Begin Exercise material

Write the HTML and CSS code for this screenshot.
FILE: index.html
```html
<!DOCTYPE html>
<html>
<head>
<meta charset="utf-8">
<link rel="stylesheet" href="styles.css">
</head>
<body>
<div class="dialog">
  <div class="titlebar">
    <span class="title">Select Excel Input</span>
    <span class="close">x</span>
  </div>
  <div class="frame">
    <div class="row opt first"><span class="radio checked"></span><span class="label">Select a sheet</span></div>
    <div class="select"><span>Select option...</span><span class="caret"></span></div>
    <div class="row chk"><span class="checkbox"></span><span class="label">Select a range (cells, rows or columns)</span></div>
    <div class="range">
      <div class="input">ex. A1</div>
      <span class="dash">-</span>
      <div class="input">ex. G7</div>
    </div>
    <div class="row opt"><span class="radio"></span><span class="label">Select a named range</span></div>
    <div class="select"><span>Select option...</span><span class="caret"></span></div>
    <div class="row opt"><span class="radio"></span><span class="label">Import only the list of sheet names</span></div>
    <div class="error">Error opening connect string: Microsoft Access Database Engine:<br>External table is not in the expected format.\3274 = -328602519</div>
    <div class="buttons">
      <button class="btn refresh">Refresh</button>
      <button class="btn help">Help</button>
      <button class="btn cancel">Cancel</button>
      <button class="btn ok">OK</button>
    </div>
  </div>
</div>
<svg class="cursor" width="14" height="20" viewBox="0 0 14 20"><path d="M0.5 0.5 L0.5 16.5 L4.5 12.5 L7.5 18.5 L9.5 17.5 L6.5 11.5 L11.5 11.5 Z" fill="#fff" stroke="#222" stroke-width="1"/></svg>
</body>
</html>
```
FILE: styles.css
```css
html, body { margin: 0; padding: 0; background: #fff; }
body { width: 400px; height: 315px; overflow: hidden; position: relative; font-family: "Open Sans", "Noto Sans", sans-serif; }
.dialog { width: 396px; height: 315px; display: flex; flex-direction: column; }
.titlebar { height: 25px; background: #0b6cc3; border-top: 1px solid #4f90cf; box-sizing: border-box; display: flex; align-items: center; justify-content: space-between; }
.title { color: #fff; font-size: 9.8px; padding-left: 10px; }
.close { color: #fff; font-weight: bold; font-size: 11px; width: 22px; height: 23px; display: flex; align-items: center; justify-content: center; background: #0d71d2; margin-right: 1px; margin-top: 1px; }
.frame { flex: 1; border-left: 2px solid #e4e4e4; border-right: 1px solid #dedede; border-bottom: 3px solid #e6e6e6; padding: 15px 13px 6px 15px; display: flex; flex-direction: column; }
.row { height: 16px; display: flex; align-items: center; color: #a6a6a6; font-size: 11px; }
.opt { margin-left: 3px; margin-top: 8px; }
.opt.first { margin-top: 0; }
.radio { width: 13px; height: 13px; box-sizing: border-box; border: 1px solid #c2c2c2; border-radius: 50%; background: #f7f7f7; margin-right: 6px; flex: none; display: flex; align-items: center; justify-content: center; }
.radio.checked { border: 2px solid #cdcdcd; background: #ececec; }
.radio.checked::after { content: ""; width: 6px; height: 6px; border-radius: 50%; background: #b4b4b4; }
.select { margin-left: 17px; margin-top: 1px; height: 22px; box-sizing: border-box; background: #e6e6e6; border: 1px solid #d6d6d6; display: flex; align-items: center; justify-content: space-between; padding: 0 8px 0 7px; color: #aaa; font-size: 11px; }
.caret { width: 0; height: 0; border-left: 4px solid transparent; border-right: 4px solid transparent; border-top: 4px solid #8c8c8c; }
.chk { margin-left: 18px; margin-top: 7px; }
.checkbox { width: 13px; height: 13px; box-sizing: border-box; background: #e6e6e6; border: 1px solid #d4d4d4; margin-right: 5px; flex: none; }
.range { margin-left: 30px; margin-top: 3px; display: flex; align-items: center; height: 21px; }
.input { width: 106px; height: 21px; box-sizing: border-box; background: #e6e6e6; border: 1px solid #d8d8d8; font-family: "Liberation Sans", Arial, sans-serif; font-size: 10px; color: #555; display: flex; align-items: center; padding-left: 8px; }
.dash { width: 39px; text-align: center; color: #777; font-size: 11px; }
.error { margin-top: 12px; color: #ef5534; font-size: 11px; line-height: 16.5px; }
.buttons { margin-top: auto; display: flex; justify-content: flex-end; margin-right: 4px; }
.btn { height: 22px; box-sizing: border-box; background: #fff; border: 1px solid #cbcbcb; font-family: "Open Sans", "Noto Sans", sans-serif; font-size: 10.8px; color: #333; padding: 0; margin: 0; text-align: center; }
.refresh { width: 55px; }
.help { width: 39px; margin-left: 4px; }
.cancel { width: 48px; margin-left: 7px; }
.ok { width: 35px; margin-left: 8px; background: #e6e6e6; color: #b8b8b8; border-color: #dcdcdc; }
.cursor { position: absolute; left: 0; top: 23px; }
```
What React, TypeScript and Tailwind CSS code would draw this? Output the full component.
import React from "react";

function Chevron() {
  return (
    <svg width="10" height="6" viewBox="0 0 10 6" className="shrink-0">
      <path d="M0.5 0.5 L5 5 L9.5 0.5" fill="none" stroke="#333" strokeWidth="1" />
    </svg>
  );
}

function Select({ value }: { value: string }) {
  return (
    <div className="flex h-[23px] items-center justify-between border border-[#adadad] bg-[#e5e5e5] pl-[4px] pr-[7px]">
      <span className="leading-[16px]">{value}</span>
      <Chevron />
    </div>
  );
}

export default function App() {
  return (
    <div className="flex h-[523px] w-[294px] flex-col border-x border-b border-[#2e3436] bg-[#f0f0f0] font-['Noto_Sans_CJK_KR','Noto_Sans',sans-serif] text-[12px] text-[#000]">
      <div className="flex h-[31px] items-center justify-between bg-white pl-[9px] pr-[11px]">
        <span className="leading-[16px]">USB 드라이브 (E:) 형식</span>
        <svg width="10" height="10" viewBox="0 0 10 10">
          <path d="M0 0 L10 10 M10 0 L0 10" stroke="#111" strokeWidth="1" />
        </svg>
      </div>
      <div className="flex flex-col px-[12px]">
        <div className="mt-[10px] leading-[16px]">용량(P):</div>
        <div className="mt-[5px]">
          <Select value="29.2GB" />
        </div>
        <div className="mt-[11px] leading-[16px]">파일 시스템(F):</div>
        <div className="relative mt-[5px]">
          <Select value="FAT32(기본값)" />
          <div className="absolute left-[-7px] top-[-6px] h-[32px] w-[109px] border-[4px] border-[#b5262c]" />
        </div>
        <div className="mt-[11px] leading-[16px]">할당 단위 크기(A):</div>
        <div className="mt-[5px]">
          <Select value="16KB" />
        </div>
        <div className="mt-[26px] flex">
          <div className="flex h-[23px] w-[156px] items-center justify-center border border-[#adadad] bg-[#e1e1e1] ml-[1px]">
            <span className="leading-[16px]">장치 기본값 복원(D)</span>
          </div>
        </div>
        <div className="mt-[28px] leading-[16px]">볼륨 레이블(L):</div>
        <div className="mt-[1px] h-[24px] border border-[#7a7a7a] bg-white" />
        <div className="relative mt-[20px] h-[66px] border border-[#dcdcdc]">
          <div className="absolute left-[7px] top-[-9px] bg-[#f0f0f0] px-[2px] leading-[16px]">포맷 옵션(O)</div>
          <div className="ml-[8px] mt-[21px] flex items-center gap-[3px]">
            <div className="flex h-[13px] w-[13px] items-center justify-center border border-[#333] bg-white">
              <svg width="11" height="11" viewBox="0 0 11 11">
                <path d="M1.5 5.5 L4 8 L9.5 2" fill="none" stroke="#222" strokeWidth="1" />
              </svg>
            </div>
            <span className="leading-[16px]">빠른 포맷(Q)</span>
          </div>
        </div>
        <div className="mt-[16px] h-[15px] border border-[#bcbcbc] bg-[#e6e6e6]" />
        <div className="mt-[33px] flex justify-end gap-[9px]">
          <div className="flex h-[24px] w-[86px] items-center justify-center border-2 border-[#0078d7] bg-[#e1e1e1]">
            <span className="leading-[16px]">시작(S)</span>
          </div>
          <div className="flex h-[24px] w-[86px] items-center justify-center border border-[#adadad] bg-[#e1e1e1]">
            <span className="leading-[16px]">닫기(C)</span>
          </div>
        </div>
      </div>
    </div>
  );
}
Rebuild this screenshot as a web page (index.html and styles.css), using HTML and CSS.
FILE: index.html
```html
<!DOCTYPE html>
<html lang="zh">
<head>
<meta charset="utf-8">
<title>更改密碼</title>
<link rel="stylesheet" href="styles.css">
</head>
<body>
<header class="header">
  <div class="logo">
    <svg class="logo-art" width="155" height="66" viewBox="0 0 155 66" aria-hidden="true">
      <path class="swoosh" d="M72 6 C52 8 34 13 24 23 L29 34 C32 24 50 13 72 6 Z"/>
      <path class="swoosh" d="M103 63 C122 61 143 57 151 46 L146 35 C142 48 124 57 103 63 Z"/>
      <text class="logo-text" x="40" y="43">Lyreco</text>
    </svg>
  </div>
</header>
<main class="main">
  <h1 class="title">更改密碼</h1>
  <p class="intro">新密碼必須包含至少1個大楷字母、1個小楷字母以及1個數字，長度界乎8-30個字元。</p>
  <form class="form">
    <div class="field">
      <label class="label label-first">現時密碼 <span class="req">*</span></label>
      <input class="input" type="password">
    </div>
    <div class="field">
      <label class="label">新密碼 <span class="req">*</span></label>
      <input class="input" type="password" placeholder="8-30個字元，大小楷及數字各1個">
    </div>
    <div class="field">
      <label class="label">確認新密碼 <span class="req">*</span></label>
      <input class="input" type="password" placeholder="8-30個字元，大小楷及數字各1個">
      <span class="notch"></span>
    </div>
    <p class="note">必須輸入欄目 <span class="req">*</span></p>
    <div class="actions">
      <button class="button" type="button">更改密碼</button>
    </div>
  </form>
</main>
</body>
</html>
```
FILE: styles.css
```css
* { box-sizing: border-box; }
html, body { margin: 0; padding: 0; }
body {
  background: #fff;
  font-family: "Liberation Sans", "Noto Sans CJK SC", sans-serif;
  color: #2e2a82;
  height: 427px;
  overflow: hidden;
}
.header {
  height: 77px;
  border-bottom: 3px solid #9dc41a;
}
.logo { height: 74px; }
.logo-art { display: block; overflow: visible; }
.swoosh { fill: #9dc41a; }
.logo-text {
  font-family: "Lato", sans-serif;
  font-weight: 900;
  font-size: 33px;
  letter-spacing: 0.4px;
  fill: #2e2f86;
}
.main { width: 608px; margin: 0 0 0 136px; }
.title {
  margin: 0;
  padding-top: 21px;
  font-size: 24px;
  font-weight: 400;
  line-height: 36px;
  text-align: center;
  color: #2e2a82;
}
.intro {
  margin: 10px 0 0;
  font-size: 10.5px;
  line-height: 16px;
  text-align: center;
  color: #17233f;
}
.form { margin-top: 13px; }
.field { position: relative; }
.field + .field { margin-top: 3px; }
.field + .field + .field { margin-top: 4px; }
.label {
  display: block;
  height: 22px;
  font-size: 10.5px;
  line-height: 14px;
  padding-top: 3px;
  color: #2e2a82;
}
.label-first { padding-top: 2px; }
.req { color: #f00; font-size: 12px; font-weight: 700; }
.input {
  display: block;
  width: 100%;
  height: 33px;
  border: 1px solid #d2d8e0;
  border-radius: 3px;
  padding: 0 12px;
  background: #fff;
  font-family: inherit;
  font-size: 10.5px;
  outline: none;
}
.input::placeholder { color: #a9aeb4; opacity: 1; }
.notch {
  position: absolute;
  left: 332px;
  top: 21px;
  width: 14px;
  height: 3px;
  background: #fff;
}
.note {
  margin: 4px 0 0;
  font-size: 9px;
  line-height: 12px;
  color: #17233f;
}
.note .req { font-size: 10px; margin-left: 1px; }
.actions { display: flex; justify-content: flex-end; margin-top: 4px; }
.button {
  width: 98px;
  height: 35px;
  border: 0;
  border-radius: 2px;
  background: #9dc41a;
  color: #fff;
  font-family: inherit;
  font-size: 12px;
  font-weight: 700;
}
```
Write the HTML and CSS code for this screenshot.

End Exercise material

Required work: Your task is to transcribe only the lines from the line containing "What React, TypeScript" through the line containing "import React from", word for word.

Solved exercise:
What React, TypeScript and Tailwind CSS code would draw this? Output the full component.
import React from "react";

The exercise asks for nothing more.